Repubblica 15.12.17
La strategia del contropiede
di Stefano Folli
COME sempre quando è in difficoltà, Renzi dimostra il suo miglior talento: la capacità di spiazzare gli avversari con una mossa abile e non priva di implicazioni politiche ancora da esplorare. Nel turbinio del pasticcio familistico- bancario, la controffensiva del premier non era sufficiente.
OCCORREVA una novità immediata in grado di riempire la scena parlamentare e mediatica. In una parola, serviva un successo. E l’inverosimile pantano della Consulta, con le oltre trenta votazioni a vuoto per eleggere tre giudici, era l’occasione propizia e non rinviabile.
Coinvolgendo i Cinque Stelle e rinegoziando la terna dei candidati (ma non Augusto Barbera, verso il quale i “grillini” hanno fatto cadere il loro veto), il presidente del Consiglio si è attribuito di fatto il ruolo di regista dell’operazione. E ha dimostrato, se ce ne fosse stato bisogno, che il lungo rosario dei voti nulli era dovuto anche, forse soprattutto, all’assenza di una mente politica capace di mettere ordine fra le esigenze e i problemi del quadro parlamentare.
Successo, quindi. Tardivo ma netto. Si spezza, in un certo senso, il fronte delle opposizioni che tendeva a compattarsi nel gioco delle mozioni di sfiducia intorno alla vicenda Banca Etruria. Certo, sulla carta il terreno istituzionale non c’entra con la polemica politica. Eppure il nesso esiste, per quanto sottile. Un Parlamento incapace di eleggere i magistrati della Consulta anche a Natale avrebbe fatto risaltare in modo impietoso l’affanno del governo sulle altre questioni. Un doppio danno di immagine da evitare. Così Renzi ha offerto una chance a Grillo e questi l’ha colta al volo: la forza anti-sistema per eccellenza accetta di condividere una responsabilità istituzionale con l’ingresso alla Corte del prof. Modugno, figura da tutti rispettata. Nella strategia renziana i Cinque Stelle sono un avversario da tenere a bada, non un nemico da esorcizzare. Quest’ultima è una parte che il premier attribuisce al leghista Salvini, a maggior ragione dopo gli insulti ricevuti nei giorni scorsi. Salvini, il trascinatore di Forza Italia sulla linea di un estremismo “lepenista” che in apparenza Berlusconi asseconda, ma le cui conseguenze cominciano a farsi sentire nel ridotto di Forza Italia. Non è un caso che l’operazione Consulta veda uno sconfitto evidente: il capogruppo alla Camera, Brunetta. È lui l’artefice, talvolta molto brillante, della linea più intransigente contro Palazzo Chigi, una linea che si è mescolata ormai a quella della Lega.

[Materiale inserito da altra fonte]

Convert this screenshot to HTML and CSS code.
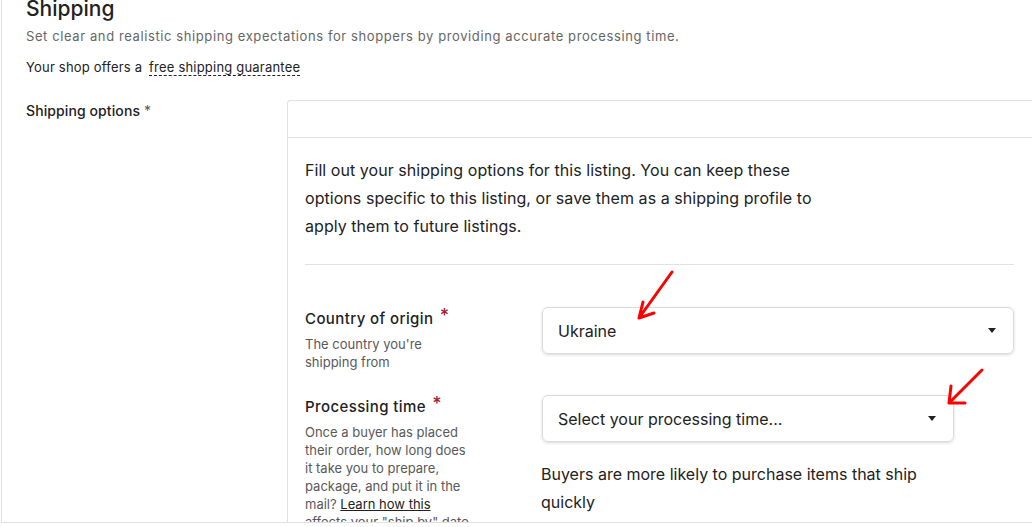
FILE: index.html
```html
<!DOCTYPE html>
<html lang="en">
<head>
    <meta charset="UTF-8">
    <title>Shipping</title>
    <meta name="viewport" content="width=device-width, initial-scale=1.0">
    <link rel="stylesheet" href="styles.css">
</head>
<body>
    <div class="page">
        <!-- Section heading -->
        <div class="section-head">
            <h1>Shipping</h1>
            <p class="sub">Set clear and realistic shipping expectations for shoppers by providing accurate processing time.</p>
            <p class="guarantee">Your shop offers a <span class="dashed">free shipping guarantee</span></p>
        </div>

        <div class="row">
            <div class="row-label">Shipping options <span class="req-small">*</span></div>

            <div class="panel">
                <div class="panel-top"></div>
                <div class="panel-body">
                    <p class="intro">Fill out your shipping options for this listing. You can keep these options specific to this listing, or save them as a shipping profile to apply them to future listings.</p>
                    <hr class="divider">

                    <div class="field">
                        <div class="field-label">
                            <div class="field-title">Country of origin <span class="req">*</span></div>
                            <div class="field-desc">The country you're shipping from</div>
                        </div>
                        <div class="field-control">
                            <div class="select">
                                <span>Ukraine</span>
                                <span class="caret"></span>
                            </div>
                        </div>
                    </div>

                    <div class="field">
                        <div class="field-label">
                            <div class="field-title">Processing time <span class="req">*</span></div>
                            <div class="field-desc">Once a buyer has placed their order, how long does it take you to prepare, package, and put it in the mail? <a href="#">Learn how this</a> affects your "ship by" date</div>
                        </div>
                        <div class="field-control narrow">
                            <div class="select">
                                <span>Select your processing time...</span>
                                <span class="caret"></span>
                            </div>
                            <p class="note">Buyers are more likely to purchase items that ship quickly</p>
                        </div>
                    </div>
                </div>
            </div>
        </div>

        <!-- hand-drawn annotation arrows -->
        <svg class="marks" width="1032" height="527" viewBox="0 0 1032 527">
            <g fill="none" stroke="#ff0000" stroke-width="3" stroke-linecap="round" stroke-linejoin="round">
                <path d="M672 272 L639 318 M643 302 L639 318 L654 313"/>
                <path d="M982 370 L949 403 M951 386 L949 403 L965 403"/>
            </g>
        </svg>
    </div>
</body>
</html>
```

FILE: styles.css
```css
body {
    margin: 0;
    font-family: Inter, 'Noto Sans', Arial, sans-serif;
    color: #222222;
    background: #fff;
    overflow: hidden;
}
.page {
    position: relative;
    margin-left: 1px;
    height: 522px;
    border-left: 1px solid #e1e1e1;
    border-bottom: 1px solid #e1e1e1;
    overflow: hidden;
}
.section-head {
    padding-left: 24px;
    margin-top: -4px;
}
h1 {
    margin: 0;
    font-size: 21px;
    font-weight: 500;
    line-height: 26px;
}
.sub {
    margin: 5px 0 0 0;
    font-size: 13px;
    line-height: 18px;
    letter-spacing: 0.6px;
    color: #666666;
}
.guarantee {
    margin: 13px 0 0 0;
    font-size: 13px;
    line-height: 18px;
    letter-spacing: 0.2px;
}
.dashed {
    margin-left: 3px;
    border-bottom: 1px dashed #222;
}
.row {
    display: flex;
    margin-top: 24px;
}
.row-label {
    width: 261px;
    flex-shrink: 0;
    padding: 2px 0 0 24px;
    font-size: 14px;
    font-weight: 500;
    line-height: 18px;
    letter-spacing: 0.1px;
}
.req-small {
    color: #595959;
    font-weight: 400;
}
.panel {
    flex: 1;
    border: 1px solid #e1e1e1;
    border-right: none;
    border-radius: 4px 0 0 0;
}
.panel-top {
    height: 36px;
    border-bottom: 1px solid #e1e1e1;
}
.panel-body {
    padding: 18px 18px 0 17px;
}
.intro {
    margin: 0;
    max-width: 520px;
    font-size: 16px;
    line-height: 28px;
    letter-spacing: 0.05px;
}
.divider {
    border: none;
    border-top: 1px solid #e1e1e1;
    margin: 24px 0 42px 0;
}
.field {
    display: flex;
    margin-bottom: 24px;
}
.field-label {
    width: 237px;
    flex-shrink: 0;
}
.field-title {
    font-size: 15px;
    font-weight: 500;
    line-height: 24px;
    letter-spacing: 0.4px;
}
.req {
    margin-left: 2px;
    color: #a61a2e;
    font-size: 18px;
    vertical-align: top;
    line-height: 18px;
}
.field-desc {
    margin-top: 4px;
    max-width: 168px;
    font-size: 13px;
    line-height: 18px;
    color: #595959;
}
.field-desc a {
    color: #222;
}
.field-control {
    flex: 1;
}
.field-control.narrow {
    flex: none;
    width: 412px;
}
.select {
    display: flex;
    align-items: center;
    justify-content: space-between;
    height: 45px;
    padding: 0 17px 0 15px;
    border: 1px solid #dcdcdc;
    border-radius: 6px;
    box-shadow: 0 1px 3px rgba(0, 0, 0, 0.15);
    font-size: 16px;
}
.caret {
    width: 0;
    height: 0;
    border-left: 4.5px solid transparent;
    border-right: 4.5px solid transparent;
    border-top: 5px solid #222;
}
.note {
    margin: 18px 0 0 -1px;
    font-size: 16px;
    line-height: 28px;
}
.marks {
    position: absolute;
    left: -2px;
    top: 0;
    pointer-events: none;
}
```
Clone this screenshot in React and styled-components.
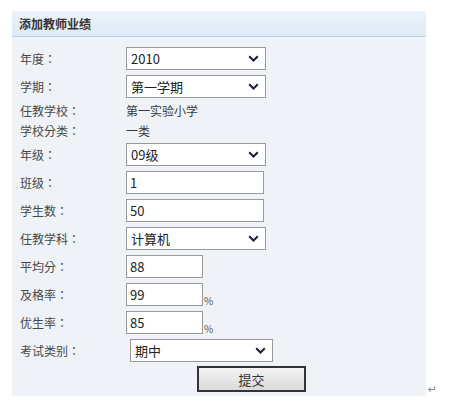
import React from 'react';
import styled, { createGlobalStyle } from 'styled-components';

const GlobalStyle = createGlobalStyle`
  body {
    margin: 0;
    background: #ffffff;
    font-family: "Noto Sans CJK SC", "Noto Sans", "DejaVu Sans", sans-serif;
  }
`;

const Page = styled.div`
  display: flex;
  align-items: flex-end;
  padding: 11px 0 0 12px;
`;

const Panel = styled.div`
  width: 414px;
  background: #eff3f8;
  padding-bottom: 4px;
`;

const Header = styled.div`
  height: 25px;
  display: flex;
  align-items: center;
  padding-left: 7px;
  background: linear-gradient(#ecf3fa, #dde9f5);
  border-bottom: 1px solid #b3d2ee;
  font-size: 12px;
  font-weight: bold;
  color: #333;
`;

const Form = styled.div`
  display: flex;
  flex-direction: column;
  gap: 5px;
  padding: 10px 0 0 8px;
`;

const Row = styled.div`
  display: flex;
  align-items: center;
  height: ${(p) => (p.$text ? 15 : 23)}px;
`;

const Label = styled.div`
  width: ${(p) => 106 + (p.$offset || 0)}px;
  flex: none;
  font-family: "Noto Sans CJK TC", "Noto Sans CJK SC", sans-serif;
  font-size: 12px;
  color: #484848;
`;

const Value = styled.div`
  font-size: 12px;
  color: #3a3a3a;
`;

const SelectBox = styled.div`
  box-sizing: border-box;
  width: ${(p) => p.$w}px;
  height: 23px;
  display: flex;
  align-items: center;
  justify-content: space-between;
  padding: 0 6px 0 4px;
  background: #fff;
  border: 1px solid #999;
  font-size: 13px;
  color: #222;
`;

const Input = styled.div`
  box-sizing: border-box;
  width: ${(p) => p.$w}px;
  height: 23px;
  display: flex;
  align-items: center;
  padding-left: 3px;
  background: #fff;
  border: 1px solid #999;
  font-size: 13px;
  color: #222;
`;

const Unit = styled.span`
  align-self: flex-end;
  margin-left: 1px;
  font-size: 10px;
  color: #555;
  line-height: 14px;
  transform: translateY(2px);
`;

const Submit = styled.div`
  box-sizing: border-box;
  width: 109px;
  height: 26px;
  margin: -1px 0 0 177px;
  display: flex;
  align-items: center;
  justify-content: center;
  border: 2px solid #333;
  background: linear-gradient(#f4f4f4, #dadada);
  font-size: 13px;
  color: #333;
`;

const Mark = styled.span`
  font-size: 11px;
  color: #888;
  margin: 0 0 2px 2px;
  line-height: 12px;
`;

const Chevron = () => (
  <svg width="11" height="7" viewBox="0 0 11 7">
    <path d="M1.2 1.2 L5.5 5.5 L9.8 1.2" fill="none" stroke="#1a2233" strokeWidth="2" />
  </svg>
);

const Select = ({ w, value }) => (
  <SelectBox $w={w}>
    <span>{value}</span>
    <Chevron />
  </SelectBox>
);

export default function App() {
  return (
    <>
      <GlobalStyle />
      <Page>
        <Panel>
          <Header>添加教师业绩</Header>
          <Form>
            <Row>
              <Label>年度：</Label>
              <Select w={140} value="2010" />
            </Row>
            <Row>
              <Label>学期：</Label>
              <Select w={140} value="第一学期" />
            </Row>
            <Row $text>
              <Label>任教学校：</Label>
              <Value>第一实验小学</Value>
            </Row>
            <Row $text>
              <Label>学校分类：</Label>
              <Value>一类</Value>
            </Row>
            <Row>
              <Label>年级：</Label>
              <Select w={140} value="09级" />
            </Row>
            <Row>
              <Label>班级：</Label>
              <Input $w={138}>1</Input>
            </Row>
            <Row>
              <Label>学生数：</Label>
              <Input $w={138}>50</Input>
            </Row>
            <Row>
              <Label>任教学科：</Label>
              <Select w={140} value="计算机" />
            </Row>
            <Row>
              <Label>平均分：</Label>
              <Input $w={77}>88</Input>
            </Row>
            <Row>
              <Label>及格率：</Label>
              <Input $w={77}>99</Input>
              <Unit>%</Unit>
            </Row>
            <Row>
              <Label>优生率：</Label>
              <Input $w={77}>85</Input>
              <Unit>%</Unit>
            </Row>
            <Row>
              <Label $offset={4}>考试类别：</Label>
              <Select w={143} value="期中" />
            </Row>
            <Submit>提交</Submit>
          </Form>
        </Panel>
        <Mark>↵</Mark>
      </Page>
    </>
  );
}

Ma ieri Brunetta e Forza Italia sono stati tagliati fuori dall’accordo. Renzi ha esasperato di proposito lo scontro verbale in aula e poi ha fatto dire che l’intesa con M5S era una conseguenza dell’irritazione procuratagli dal capogruppo forzista. La verità è un po’ diversa: la svolta aveva bisogno di un pretesto. O se si vuole Renzi ha colto l’occasione per mandare un messaggio a Berlusconi, l’antico partner del Nazareno. Messaggio semplice: la linea filo-Salvini è utile solo al leghista e contraddice tutta la storia di Forza Italia. Sarà un caso, ma proprio ieri pomeriggio da Palazzo Grazioli è arrivata la notizia che il partito berlusconiano non voterà la sfiducia personale alla ministra Boschi, mozione grillina peraltro destinata alla sconfitta.
Si direbbe che nel centrodestra si stia muovendo qualcosa. La linea dello scontro frontale non sta dando frutti. E se qualche risultato c’è, se lo annette l’ingombrante alleato Salvini. Non sarebbe strano se dopo lo smacco della Consulta Berlusconi facesse qualche riflessione.
Quanto ai Cinque Stelle, qualcuno pensa che il compromesso parlamentare sporchi la purezza populista e anti-casta del movimento. Ma probabilmente è vero il contrario. Un certo grado di maturità istituzionale aiuta le ambizioni “grilline” di porsi come credibile alternativa politica al Pd quando si andrà al voto. Del resto, i sondaggi indicano che il consenso c’è ed è vasto, a 3-5 punti dal partito renziano. La partita è appena agli inizi, ma si capisce che nel sistema tripolare oggi gli antagonisti principali sono Pd e M5S.